> **Exercise**
Copy each line that contains the string "React".

> **Recorded information**

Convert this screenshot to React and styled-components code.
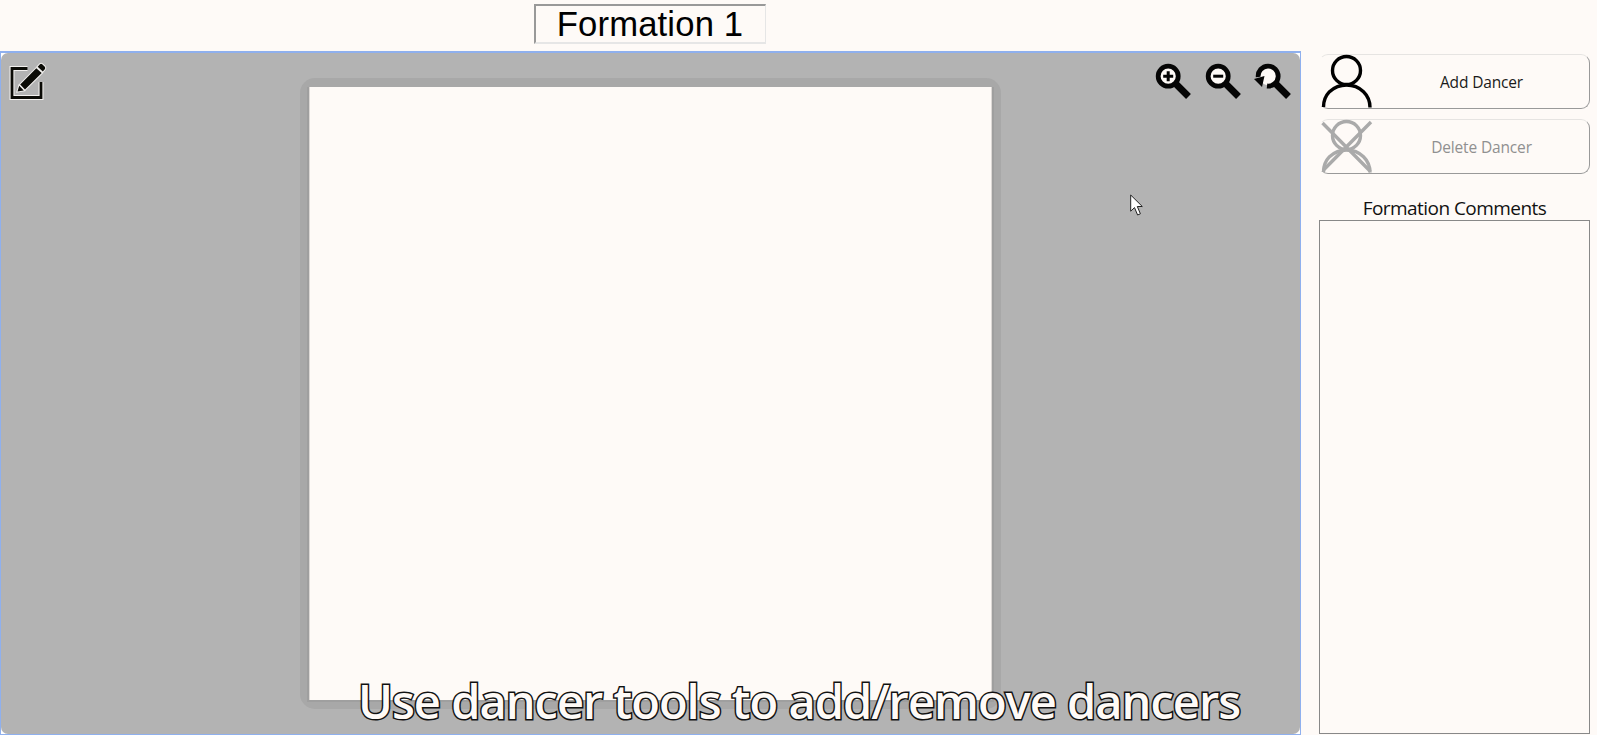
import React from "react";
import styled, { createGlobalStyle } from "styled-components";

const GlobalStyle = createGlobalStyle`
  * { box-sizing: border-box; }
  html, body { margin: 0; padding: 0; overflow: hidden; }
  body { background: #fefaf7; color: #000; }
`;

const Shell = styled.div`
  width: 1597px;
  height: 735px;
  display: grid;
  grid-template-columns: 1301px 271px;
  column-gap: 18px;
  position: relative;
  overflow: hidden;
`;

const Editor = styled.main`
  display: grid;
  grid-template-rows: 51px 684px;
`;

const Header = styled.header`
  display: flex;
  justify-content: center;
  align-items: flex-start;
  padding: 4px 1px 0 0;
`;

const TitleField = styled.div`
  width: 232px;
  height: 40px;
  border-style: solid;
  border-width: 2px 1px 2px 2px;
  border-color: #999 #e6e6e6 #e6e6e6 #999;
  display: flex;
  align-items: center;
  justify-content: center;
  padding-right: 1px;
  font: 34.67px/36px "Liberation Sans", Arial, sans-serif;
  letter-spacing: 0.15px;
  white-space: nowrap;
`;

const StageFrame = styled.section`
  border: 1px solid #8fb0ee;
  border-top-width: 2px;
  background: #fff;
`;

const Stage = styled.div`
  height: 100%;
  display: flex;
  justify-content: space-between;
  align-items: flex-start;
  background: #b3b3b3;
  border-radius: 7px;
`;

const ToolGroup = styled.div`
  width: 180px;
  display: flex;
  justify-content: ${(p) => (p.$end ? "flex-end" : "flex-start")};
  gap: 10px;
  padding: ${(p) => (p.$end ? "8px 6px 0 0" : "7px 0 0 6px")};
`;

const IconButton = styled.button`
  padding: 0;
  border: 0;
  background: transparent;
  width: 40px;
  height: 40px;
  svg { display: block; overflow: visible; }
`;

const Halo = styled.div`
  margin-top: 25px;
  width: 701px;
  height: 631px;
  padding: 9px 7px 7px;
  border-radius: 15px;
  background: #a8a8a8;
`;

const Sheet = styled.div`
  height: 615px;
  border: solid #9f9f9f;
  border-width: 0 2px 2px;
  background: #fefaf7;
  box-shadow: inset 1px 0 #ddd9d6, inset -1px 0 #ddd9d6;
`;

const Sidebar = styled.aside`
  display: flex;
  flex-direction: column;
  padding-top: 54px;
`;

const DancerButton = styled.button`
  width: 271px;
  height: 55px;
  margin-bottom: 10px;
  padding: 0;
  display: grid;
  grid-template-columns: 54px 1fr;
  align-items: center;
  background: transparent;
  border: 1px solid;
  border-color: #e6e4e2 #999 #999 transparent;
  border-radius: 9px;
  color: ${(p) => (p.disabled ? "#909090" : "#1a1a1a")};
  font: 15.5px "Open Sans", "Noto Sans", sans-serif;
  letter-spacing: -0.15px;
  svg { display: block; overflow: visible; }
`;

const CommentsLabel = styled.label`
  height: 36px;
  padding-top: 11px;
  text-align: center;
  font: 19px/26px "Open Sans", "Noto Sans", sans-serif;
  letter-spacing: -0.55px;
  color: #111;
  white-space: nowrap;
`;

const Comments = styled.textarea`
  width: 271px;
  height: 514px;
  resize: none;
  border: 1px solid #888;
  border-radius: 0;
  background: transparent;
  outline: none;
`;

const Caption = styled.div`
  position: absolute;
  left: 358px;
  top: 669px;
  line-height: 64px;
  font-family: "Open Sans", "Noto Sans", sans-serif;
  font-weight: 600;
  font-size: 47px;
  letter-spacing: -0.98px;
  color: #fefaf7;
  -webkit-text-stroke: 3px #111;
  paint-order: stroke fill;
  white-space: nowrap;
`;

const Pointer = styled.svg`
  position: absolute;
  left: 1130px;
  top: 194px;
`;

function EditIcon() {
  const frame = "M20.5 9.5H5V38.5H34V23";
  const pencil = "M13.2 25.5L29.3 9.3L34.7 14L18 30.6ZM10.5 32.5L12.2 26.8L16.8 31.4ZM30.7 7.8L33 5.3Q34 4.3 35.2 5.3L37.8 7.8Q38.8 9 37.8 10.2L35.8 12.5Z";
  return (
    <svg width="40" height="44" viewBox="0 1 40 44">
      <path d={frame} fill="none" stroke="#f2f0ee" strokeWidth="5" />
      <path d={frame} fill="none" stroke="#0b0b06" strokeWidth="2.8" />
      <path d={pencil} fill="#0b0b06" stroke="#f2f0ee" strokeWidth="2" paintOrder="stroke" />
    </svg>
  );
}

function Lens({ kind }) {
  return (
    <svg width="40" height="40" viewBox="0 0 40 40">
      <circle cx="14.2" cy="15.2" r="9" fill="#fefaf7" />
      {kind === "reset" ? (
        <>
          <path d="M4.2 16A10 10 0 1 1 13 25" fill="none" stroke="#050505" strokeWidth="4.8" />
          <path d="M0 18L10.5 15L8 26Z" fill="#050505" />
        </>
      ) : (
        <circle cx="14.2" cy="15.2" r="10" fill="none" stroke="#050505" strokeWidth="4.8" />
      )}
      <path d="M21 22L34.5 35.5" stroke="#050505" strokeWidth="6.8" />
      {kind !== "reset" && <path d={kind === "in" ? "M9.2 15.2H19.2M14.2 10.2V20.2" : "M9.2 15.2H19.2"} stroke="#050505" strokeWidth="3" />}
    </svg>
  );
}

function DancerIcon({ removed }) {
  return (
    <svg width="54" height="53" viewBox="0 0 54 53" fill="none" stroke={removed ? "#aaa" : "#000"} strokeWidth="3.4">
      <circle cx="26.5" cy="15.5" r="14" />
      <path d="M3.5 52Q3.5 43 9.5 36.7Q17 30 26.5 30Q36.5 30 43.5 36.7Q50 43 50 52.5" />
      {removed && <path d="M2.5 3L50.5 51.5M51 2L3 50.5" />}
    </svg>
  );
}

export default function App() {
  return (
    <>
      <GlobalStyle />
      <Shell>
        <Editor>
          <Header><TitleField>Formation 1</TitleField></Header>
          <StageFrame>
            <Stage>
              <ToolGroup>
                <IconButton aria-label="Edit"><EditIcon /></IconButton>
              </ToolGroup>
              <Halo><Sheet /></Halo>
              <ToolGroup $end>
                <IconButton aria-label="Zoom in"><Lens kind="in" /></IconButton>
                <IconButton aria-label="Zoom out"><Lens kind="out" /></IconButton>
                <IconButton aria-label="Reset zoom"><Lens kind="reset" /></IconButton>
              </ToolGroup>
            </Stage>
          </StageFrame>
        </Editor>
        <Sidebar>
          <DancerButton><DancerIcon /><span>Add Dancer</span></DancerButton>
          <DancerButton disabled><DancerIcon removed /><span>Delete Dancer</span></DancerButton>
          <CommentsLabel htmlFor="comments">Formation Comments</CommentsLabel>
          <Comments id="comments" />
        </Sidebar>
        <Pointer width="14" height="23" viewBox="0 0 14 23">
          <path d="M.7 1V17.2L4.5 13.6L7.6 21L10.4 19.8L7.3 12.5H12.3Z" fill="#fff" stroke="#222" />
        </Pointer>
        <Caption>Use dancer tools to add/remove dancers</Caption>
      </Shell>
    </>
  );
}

> **Exercise result**
Convert this screenshot to React and styled-components code.
import React from "react";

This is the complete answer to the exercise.